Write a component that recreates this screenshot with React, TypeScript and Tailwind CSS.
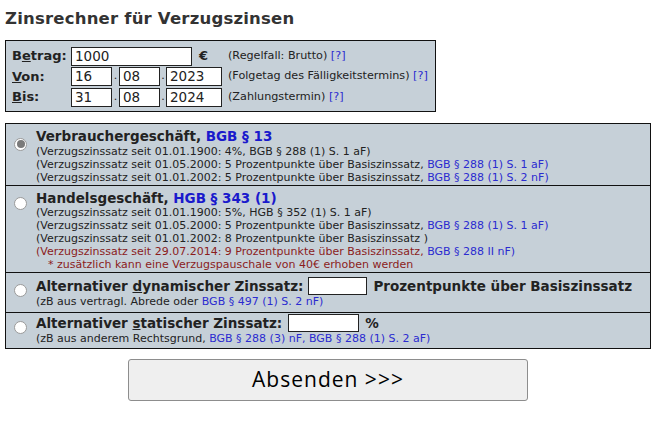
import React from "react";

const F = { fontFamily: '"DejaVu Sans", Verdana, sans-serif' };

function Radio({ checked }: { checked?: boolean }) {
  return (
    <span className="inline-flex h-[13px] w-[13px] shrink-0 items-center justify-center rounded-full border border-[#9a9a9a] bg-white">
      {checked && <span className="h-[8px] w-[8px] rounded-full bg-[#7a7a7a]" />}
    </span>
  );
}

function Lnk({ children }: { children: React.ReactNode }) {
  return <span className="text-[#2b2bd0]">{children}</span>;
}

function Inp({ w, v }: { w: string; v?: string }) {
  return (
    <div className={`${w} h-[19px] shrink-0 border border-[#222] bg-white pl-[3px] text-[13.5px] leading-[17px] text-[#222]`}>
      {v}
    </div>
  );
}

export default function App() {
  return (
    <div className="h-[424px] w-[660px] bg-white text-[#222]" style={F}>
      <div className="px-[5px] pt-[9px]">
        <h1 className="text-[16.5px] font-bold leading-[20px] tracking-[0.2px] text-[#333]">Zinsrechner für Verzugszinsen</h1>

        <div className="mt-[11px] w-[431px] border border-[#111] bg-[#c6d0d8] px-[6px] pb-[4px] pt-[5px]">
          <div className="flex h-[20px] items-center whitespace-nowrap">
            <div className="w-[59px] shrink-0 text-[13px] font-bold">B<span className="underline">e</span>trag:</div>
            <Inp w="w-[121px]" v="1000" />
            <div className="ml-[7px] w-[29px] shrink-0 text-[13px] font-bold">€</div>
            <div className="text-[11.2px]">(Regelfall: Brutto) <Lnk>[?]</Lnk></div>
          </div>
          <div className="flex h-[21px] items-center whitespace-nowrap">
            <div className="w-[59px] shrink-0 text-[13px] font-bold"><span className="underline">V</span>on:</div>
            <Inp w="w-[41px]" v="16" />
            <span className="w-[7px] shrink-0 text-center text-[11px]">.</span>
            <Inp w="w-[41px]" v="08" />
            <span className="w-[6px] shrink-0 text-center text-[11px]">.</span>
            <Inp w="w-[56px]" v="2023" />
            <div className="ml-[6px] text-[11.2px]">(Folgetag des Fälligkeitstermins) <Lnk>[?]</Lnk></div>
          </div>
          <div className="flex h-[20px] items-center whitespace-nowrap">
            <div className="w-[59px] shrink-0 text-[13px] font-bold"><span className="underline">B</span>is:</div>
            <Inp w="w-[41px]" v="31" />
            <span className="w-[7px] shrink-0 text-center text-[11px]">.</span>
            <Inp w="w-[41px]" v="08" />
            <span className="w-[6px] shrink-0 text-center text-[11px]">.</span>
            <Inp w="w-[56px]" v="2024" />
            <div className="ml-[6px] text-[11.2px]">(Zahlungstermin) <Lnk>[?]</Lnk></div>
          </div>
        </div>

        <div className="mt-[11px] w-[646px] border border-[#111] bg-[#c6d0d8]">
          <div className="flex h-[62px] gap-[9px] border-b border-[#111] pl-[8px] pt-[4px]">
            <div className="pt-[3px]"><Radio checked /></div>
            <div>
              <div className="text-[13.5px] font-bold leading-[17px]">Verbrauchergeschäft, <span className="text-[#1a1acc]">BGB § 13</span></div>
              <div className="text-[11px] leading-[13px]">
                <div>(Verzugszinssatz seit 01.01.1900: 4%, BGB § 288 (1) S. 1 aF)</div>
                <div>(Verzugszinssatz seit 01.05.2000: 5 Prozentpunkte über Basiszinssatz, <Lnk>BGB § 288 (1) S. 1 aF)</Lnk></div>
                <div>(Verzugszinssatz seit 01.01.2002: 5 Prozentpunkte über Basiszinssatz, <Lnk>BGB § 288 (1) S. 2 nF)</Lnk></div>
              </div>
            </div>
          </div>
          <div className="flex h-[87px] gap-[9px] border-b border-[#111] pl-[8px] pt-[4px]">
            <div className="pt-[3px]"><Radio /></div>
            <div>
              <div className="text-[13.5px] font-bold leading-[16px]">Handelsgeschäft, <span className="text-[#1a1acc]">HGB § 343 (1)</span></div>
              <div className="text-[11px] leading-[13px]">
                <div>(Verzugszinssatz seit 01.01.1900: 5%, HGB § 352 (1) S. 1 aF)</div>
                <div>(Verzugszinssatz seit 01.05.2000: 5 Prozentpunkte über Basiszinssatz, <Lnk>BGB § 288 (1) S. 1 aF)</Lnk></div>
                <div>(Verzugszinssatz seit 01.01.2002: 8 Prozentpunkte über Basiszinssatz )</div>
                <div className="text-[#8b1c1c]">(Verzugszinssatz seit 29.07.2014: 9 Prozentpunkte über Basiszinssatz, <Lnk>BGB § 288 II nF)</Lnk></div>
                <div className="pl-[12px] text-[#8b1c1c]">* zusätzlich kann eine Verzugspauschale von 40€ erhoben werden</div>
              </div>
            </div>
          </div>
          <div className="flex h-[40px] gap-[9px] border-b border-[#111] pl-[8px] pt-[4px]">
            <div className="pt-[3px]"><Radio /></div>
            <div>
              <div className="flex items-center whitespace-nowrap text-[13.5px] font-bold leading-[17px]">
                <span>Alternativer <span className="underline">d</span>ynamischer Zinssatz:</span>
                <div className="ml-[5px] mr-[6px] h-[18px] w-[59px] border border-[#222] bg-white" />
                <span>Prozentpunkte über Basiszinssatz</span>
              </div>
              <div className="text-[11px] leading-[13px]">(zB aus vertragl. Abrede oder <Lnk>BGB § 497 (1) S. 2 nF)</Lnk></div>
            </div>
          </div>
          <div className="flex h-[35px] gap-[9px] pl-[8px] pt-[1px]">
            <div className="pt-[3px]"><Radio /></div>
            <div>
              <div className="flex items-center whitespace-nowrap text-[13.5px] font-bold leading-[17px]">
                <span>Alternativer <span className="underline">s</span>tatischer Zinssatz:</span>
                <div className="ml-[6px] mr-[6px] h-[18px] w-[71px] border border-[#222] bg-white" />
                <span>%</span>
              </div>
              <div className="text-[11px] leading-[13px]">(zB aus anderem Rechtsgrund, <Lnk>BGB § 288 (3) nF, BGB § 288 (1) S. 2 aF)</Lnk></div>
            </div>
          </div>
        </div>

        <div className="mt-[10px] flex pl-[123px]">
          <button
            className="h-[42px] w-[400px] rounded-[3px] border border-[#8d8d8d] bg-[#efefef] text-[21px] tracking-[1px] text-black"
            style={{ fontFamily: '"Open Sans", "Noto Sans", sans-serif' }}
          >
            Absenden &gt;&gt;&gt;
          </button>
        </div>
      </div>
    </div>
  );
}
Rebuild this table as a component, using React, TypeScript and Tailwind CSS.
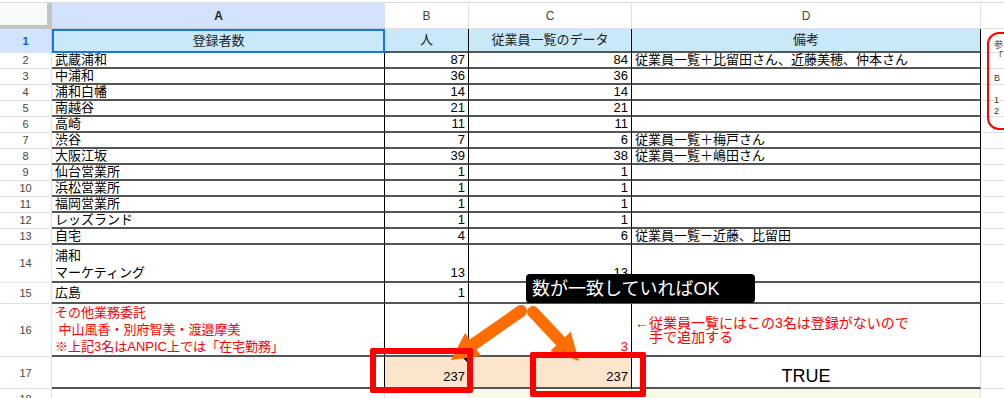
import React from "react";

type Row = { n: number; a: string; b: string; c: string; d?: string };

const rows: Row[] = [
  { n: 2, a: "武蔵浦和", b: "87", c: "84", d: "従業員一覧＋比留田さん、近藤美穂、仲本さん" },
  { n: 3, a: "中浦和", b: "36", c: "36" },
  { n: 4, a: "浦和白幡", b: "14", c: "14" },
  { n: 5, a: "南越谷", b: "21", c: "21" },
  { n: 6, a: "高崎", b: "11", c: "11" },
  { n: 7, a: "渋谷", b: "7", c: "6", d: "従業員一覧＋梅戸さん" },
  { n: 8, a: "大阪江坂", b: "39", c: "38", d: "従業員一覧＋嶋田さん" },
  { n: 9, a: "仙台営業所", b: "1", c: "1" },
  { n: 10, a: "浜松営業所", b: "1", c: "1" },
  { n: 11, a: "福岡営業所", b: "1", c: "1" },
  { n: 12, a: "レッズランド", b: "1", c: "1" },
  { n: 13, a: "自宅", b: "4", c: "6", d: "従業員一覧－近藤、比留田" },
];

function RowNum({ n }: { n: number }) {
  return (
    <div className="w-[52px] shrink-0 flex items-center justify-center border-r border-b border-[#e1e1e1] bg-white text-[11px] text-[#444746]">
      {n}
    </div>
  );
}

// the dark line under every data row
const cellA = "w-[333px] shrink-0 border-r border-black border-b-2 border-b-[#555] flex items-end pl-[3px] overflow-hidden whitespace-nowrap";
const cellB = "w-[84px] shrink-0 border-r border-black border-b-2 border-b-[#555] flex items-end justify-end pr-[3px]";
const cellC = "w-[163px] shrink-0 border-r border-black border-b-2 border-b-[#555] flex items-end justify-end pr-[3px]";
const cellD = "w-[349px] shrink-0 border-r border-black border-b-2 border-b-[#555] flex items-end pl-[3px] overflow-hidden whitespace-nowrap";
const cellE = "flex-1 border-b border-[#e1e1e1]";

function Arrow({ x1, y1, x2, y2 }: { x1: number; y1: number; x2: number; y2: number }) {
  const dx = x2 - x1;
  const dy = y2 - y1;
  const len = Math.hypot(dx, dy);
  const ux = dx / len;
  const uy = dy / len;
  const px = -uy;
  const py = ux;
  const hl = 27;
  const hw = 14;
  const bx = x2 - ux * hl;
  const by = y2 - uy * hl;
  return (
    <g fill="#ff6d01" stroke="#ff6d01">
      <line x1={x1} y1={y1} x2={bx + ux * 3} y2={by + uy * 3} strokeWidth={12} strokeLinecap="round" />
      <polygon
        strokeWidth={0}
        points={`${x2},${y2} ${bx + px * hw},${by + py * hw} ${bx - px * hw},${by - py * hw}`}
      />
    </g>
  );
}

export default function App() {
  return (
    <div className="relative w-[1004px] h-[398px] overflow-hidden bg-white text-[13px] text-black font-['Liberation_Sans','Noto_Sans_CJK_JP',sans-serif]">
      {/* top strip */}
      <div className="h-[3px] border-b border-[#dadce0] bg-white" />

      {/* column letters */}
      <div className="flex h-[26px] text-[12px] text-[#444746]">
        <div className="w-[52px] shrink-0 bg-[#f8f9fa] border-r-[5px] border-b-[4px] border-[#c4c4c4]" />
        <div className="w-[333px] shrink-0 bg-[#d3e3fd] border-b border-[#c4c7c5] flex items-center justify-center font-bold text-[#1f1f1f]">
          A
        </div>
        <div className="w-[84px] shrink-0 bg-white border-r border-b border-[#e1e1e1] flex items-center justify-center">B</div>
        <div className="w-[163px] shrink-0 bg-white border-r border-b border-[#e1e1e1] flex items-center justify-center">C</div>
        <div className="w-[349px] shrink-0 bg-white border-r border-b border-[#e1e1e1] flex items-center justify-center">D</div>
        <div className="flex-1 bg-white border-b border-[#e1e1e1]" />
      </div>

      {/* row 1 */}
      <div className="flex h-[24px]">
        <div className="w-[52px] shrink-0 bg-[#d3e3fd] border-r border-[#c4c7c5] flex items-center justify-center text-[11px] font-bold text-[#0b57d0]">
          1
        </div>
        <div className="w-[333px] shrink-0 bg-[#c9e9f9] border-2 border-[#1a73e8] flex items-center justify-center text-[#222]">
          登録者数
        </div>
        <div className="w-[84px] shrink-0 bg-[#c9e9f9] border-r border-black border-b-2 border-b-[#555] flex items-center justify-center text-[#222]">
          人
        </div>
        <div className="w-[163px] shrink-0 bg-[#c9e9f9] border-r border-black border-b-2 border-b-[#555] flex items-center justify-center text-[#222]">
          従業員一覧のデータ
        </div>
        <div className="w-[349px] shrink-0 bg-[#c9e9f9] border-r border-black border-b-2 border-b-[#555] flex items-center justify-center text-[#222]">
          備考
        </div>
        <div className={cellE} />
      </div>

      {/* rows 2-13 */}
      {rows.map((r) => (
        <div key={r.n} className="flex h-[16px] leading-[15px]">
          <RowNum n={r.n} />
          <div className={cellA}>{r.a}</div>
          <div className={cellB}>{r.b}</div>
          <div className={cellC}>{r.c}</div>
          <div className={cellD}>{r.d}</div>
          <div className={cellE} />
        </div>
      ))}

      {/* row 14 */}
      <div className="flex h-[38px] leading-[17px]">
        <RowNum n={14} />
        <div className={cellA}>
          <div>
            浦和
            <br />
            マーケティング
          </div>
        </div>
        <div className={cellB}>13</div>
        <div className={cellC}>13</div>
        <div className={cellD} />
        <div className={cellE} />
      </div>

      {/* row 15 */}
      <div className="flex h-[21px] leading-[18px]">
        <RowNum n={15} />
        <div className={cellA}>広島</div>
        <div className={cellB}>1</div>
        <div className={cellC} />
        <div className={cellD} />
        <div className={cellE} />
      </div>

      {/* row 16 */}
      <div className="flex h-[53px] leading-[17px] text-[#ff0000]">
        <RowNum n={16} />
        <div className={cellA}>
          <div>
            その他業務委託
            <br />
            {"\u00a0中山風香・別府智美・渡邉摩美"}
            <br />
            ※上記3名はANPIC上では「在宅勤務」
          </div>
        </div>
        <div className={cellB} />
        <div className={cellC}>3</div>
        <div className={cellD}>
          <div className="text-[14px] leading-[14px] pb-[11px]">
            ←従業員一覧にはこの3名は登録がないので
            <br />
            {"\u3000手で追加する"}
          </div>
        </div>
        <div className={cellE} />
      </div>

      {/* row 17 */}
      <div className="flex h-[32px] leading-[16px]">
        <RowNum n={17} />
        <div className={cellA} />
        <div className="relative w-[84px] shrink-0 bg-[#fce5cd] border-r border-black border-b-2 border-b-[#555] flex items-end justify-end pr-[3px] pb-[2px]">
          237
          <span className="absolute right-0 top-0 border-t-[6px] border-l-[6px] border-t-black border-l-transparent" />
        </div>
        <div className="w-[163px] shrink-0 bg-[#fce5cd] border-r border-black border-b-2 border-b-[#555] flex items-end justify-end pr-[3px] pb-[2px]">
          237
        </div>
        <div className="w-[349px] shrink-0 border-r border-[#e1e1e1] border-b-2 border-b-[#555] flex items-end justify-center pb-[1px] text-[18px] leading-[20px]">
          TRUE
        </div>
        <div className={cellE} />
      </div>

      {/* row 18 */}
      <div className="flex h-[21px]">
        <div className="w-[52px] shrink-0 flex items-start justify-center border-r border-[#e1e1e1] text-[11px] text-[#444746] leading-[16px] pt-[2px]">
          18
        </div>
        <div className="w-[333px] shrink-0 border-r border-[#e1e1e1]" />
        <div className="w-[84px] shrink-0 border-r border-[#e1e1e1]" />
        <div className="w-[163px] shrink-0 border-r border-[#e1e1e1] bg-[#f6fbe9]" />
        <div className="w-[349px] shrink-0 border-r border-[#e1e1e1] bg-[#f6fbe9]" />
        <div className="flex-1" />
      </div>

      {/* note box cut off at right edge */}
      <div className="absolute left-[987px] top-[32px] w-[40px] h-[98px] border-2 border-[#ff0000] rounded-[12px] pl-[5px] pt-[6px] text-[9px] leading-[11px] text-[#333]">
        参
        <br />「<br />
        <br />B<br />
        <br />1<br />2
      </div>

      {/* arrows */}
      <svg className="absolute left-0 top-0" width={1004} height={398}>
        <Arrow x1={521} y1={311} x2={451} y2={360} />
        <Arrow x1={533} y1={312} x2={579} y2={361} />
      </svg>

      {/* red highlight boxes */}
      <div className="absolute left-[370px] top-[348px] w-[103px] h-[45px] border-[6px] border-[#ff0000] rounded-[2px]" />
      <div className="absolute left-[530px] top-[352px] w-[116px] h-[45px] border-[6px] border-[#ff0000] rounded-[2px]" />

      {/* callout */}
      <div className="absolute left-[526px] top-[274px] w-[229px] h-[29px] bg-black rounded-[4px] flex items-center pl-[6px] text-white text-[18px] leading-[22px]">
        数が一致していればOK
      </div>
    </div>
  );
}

Problem requirements: Exactly the lines starting at the line containing "Rebuild this table" and ending at the line containing "number; a: string;" should be transcribed, both included; omit the pictures.

Output:
Rebuild this table as a component, using React, TypeScript and Tailwind CSS.
import React from "react";

type Row = { n: number; a: string; b: string; c: string; d?: string };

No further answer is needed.